** Start of Supplied data **

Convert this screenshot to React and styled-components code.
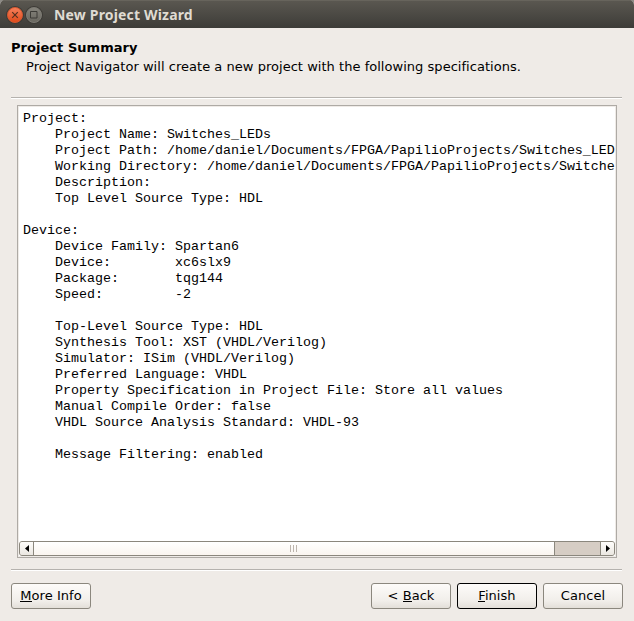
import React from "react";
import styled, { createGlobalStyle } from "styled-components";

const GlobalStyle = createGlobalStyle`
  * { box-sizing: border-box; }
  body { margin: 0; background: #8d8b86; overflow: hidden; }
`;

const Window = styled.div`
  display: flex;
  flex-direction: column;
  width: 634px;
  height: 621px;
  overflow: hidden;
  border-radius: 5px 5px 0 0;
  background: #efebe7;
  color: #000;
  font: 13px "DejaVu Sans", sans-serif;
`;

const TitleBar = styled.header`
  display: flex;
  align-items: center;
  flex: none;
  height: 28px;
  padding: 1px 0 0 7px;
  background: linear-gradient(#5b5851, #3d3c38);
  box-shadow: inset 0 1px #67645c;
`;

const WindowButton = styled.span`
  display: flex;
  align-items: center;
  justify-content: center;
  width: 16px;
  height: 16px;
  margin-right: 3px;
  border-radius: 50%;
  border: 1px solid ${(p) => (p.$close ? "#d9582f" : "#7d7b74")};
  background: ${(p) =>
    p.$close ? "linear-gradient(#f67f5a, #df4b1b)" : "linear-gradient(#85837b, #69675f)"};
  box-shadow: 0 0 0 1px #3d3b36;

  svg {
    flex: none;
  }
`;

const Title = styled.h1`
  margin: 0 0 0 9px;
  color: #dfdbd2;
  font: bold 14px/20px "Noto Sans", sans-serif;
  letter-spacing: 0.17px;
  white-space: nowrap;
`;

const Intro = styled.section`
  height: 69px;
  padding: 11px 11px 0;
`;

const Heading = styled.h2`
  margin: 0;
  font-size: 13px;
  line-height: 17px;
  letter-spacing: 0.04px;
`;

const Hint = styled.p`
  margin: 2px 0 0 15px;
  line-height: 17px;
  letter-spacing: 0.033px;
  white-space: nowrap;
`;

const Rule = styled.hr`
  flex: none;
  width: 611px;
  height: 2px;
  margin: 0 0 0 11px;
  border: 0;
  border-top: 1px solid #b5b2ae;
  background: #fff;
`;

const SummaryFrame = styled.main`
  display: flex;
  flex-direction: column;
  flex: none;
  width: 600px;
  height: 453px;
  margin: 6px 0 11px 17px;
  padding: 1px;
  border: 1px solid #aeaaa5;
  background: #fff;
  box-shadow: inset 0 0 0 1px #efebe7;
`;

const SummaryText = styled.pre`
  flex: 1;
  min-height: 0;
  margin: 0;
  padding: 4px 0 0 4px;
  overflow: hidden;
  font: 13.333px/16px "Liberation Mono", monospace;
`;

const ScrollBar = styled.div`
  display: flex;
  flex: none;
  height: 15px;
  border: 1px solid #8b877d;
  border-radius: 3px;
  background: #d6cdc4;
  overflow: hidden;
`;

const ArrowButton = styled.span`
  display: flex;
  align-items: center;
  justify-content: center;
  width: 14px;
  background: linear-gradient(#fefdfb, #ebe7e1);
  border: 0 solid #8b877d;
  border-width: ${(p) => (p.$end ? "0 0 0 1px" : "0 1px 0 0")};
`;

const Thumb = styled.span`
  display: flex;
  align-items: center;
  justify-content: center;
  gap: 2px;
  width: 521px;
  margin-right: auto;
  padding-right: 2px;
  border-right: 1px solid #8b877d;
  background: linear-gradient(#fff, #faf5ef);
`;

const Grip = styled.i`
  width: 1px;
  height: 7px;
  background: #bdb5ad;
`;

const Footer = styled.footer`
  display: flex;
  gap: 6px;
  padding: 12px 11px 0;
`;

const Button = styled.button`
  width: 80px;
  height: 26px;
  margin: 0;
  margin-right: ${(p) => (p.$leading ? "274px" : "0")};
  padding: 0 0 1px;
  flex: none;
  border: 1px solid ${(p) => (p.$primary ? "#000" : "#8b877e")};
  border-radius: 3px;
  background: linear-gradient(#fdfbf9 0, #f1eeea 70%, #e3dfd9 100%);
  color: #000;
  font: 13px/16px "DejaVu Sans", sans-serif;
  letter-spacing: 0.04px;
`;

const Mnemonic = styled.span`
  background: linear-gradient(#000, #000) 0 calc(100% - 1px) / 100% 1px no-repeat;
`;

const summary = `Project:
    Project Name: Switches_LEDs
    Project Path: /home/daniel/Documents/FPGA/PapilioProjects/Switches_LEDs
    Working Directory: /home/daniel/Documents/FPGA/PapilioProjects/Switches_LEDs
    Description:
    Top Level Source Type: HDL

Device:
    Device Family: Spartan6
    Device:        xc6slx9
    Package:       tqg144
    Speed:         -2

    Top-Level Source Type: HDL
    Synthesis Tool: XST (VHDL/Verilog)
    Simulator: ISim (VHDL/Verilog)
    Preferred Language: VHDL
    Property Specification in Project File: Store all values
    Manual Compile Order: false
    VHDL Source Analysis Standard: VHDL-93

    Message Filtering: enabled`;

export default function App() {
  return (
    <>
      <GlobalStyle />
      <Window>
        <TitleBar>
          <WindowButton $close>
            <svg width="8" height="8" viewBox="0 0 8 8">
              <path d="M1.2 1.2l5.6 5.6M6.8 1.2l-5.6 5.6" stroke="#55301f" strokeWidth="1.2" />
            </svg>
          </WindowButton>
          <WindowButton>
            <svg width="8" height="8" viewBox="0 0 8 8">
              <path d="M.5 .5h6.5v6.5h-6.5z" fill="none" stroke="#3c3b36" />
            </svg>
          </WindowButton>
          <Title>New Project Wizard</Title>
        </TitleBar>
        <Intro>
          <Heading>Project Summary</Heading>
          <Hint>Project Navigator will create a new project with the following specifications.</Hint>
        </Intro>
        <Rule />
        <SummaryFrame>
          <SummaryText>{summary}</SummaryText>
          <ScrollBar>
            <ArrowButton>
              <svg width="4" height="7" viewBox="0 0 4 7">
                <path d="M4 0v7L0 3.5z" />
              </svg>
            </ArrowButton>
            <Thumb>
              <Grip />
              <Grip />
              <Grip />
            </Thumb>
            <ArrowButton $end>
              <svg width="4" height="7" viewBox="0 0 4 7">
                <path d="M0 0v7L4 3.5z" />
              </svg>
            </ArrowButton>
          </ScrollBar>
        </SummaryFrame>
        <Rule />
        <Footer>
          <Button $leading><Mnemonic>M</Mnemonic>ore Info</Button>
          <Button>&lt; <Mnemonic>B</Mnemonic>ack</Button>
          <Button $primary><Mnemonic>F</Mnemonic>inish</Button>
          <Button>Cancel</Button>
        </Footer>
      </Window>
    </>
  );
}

** End of Supplied data **

What is being asked: Extract the full listing above verbatim; pictures are to be left out of the copy.

Reply to the exercise:
Convert this screenshot to React and styled-components code.
import React from "react";
import styled, { createGlobalStyle } from "styled-components";

const GlobalStyle = createGlobalStyle`
  * { box-sizing: border-box; }
  body { margin: 0; background: #8d8b86; overflow: hidden; }
`;

const Window = styled.div`
  display: flex;
  flex-direction: column;
  width: 634px;
  height: 621px;
  overflow: hidden;
  border-radius: 5px 5px 0 0;
  background: #efebe7;
  color: #000;
  font: 13px "DejaVu Sans", sans-serif;
`;

const TitleBar = styled.header`
  display: flex;
  align-items: center;
  flex: none;
  height: 28px;
  padding: 1px 0 0 7px;
  background: linear-gradient(#5b5851, #3d3c38);
  box-shadow: inset 0 1px #67645c;
`;

const WindowButton = styled.span`
  display: flex;
  align-items: center;
  justify-content: center;
  width: 16px;
  height: 16px;
  margin-right: 3px;
  border-radius: 50%;
  border: 1px solid ${(p) => (p.$close ? "#d9582f" : "#7d7b74")};
  background: ${(p) =>
    p.$close ? "linear-gradient(#f67f5a, #df4b1b)" : "linear-gradient(#85837b, #69675f)"};
  box-shadow: 0 0 0 1px #3d3b36;

  svg {
    flex: none;
  }
`;

const Title = styled.h1`
  margin: 0 0 0 9px;
  color: #dfdbd2;
  font: bold 14px/20px "Noto Sans", sans-serif;
  letter-spacing: 0.17px;
  white-space: nowrap;
`;

const Intro = styled.section`
  height: 69px;
  padding: 11px 11px 0;
`;

const Heading = styled.h2`
  margin: 0;
  font-size: 13px;
  line-height: 17px;
  letter-spacing: 0.04px;
`;

const Hint = styled.p`
  margin: 2px 0 0 15px;
  line-height: 17px;
  letter-spacing: 0.033px;
  white-space: nowrap;
`;

const Rule = styled.hr`
  flex: none;
  width: 611px;
  height: 2px;
  margin: 0 0 0 11px;
  border: 0;
  border-top: 1px solid #b5b2ae;
  background: #fff;
`;

const SummaryFrame = styled.main`
  display: flex;
  flex-direction: column;
  flex: none;
  width: 600px;
  height: 453px;
  margin: 6px 0 11px 17px;
  padding: 1px;
  border: 1px solid #aeaaa5;
  background: #fff;
  box-shadow: inset 0 0 0 1px #efebe7;
`;

const SummaryText = styled.pre`
  flex: 1;
  min-height: 0;
  margin: 0;
  padding: 4px 0 0 4px;
  overflow: hidden;
  font: 13.333px/16px "Liberation Mono", monospace;
`;

const ScrollBar = styled.div`
  display: flex;
  flex: none;
  height: 15px;
  border: 1px solid #8b877d;
  border-radius: 3px;
  background: #d6cdc4;
  overflow: hidden;
`;

const ArrowButton = styled.span`
  display: flex;
  align-items: center;
  justify-content: center;
  width: 14px;
  background: linear-gradient(#fefdfb, #ebe7e1);
  border: 0 solid #8b877d;
  border-width: ${(p) => (p.$end ? "0 0 0 1px" : "0 1px 0 0")};
`;

const Thumb = styled.span`
  display: flex;
  align-items: center;
  justify-content: center;
  gap: 2px;
  width: 521px;
  margin-right: auto;
  padding-right: 2px;
  border-right: 1px solid #8b877d;
  background: linear-gradient(#fff, #faf5ef);
`;

const Grip = styled.i`
  width: 1px;
  height: 7px;
  background: #bdb5ad;
`;

const Footer = styled.footer`
  display: flex;
  gap: 6px;
  padding: 12px 11px 0;
`;

const Button = styled.button`
  width: 80px;
  height: 26px;
  margin: 0;
  margin-right: ${(p) => (p.$leading ? "274px" : "0")};
  padding: 0 0 1px;
  flex: none;
  border: 1px solid ${(p) => (p.$primary ? "#000" : "#8b877e")};
  border-radius: 3px;
  background: linear-gradient(#fdfbf9 0, #f1eeea 70%, #e3dfd9 100%);
  color: #000;
  font: 13px/16px "DejaVu Sans", sans-serif;
  letter-spacing: 0.04px;
`;

const Mnemonic = styled.span`
  background: linear-gradient(#000, #000) 0 calc(100% - 1px) / 100% 1px no-repeat;
`;

const summary = `Project:
    Project Name: Switches_LEDs
    Project Path: /home/daniel/Documents/FPGA/PapilioProjects/Switches_LEDs
    Working Directory: /home/daniel/Documents/FPGA/PapilioProjects/Switches_LEDs
    Description:
    Top Level Source Type: HDL

Device:
    Device Family: Spartan6
    Device:        xc6slx9
    Package:       tqg144
    Speed:         -2

    Top-Level Source Type: HDL
    Synthesis Tool: XST (VHDL/Verilog)
    Simulator: ISim (VHDL/Verilog)
    Preferred Language: VHDL
    Property Specification in Project File: Store all values
    Manual Compile Order: false
    VHDL Source Analysis Standard: VHDL-93

    Message Filtering: enabled`;

export default function App() {
  return (
    <>
      <GlobalStyle />
      <Window>
        <TitleBar>
          <WindowButton $close>
            <svg width="8" height="8" viewBox="0 0 8 8">
              <path d="M1.2 1.2l5.6 5.6M6.8 1.2l-5.6 5.6" stroke="#55301f" strokeWidth="1.2" />
            </svg>
          </WindowButton>
          <WindowButton>
            <svg width="8" height="8" viewBox="0 0 8 8">
              <path d="M.5 .5h6.5v6.5h-6.5z" fill="none" stroke="#3c3b36" />
            </svg>
          </WindowButton>
          <Title>New Project Wizard</Title>
        </TitleBar>
        <Intro>
          <Heading>Project Summary</Heading>
          <Hint>Project Navigator will create a new project with the following specifications.</Hint>
        </Intro>
        <Rule />
        <SummaryFrame>
          <SummaryText>{summary}</SummaryText>
          <ScrollBar>
            <ArrowButton>
              <svg width="4" height="7" viewBox="0 0 4 7">
                <path d="M4 0v7L0 3.5z" />
              </svg>
            </ArrowButton>
            <Thumb>
              <Grip />
              <Grip />
              <Grip />
            </Thumb>
            <ArrowButton $end>
              <svg width="4" height="7" viewBox="0 0 4 7">
                <path d="M0 0v7L4 3.5z" />
              </svg>
            </ArrowButton>
          </ScrollBar>
        </SummaryFrame>
        <Rule />
        <Footer>
          <Button $leading><Mnemonic>M</Mnemonic>ore Info</Button>
          <Button>&lt; <Mnemonic>B</Mnemonic>ack</Button>
          <Button $primary><Mnemonic>F</Mnemonic>inish</Button>
          <Button>Cancel</Button>
        </Footer>
      </Window>
    </>
  );
}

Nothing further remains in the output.